#### Pages as source code:

****************************************

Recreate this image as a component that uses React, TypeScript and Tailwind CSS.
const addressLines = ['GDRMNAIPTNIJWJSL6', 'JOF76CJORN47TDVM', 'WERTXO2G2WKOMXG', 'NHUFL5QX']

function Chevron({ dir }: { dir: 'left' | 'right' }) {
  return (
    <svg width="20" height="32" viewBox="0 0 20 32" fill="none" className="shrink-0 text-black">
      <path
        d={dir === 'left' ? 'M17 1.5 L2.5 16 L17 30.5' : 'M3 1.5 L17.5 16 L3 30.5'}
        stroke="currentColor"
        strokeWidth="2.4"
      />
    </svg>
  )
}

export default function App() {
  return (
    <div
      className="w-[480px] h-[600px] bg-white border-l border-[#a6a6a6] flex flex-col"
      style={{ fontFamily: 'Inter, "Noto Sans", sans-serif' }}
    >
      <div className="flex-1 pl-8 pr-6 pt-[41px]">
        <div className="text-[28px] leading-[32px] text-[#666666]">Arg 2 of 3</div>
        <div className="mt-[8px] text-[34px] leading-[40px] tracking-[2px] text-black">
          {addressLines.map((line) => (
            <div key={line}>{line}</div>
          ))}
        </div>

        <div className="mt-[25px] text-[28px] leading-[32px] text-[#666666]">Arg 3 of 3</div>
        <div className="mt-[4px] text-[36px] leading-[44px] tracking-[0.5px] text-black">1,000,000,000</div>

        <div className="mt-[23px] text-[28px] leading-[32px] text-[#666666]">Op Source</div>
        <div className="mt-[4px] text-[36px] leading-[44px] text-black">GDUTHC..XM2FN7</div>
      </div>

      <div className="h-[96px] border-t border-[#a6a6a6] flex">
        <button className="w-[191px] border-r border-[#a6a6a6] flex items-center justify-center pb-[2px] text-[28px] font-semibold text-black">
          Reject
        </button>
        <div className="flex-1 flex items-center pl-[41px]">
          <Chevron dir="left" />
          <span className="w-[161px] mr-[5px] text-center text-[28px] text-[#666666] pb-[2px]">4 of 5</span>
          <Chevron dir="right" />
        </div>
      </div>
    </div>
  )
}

****************************************

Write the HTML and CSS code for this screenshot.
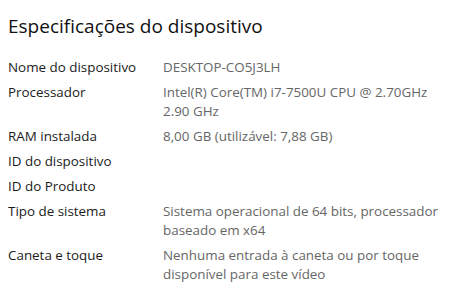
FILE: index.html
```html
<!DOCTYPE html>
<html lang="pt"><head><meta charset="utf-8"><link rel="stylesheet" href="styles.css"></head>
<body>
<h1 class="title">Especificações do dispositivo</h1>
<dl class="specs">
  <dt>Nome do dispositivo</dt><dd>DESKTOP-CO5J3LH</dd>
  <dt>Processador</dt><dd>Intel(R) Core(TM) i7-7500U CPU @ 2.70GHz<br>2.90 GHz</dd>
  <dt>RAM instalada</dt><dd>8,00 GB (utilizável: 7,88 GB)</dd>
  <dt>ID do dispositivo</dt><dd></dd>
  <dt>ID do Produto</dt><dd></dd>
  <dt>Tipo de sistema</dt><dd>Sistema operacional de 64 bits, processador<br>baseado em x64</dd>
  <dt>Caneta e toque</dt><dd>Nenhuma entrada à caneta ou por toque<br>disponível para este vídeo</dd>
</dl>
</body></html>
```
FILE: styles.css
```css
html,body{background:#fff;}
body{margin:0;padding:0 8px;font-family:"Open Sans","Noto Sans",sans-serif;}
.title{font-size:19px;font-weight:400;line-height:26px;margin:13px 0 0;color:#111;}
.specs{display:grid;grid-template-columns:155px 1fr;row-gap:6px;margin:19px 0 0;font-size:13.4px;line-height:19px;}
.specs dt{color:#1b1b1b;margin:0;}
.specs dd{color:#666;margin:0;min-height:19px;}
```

****************************************

Locate all lines that include the word "this" and copy them out.

#### Written answer:
Recreate this image as a component that uses React, TypeScript and Tailwind CSS.
Write the HTML and CSS code for this screenshot.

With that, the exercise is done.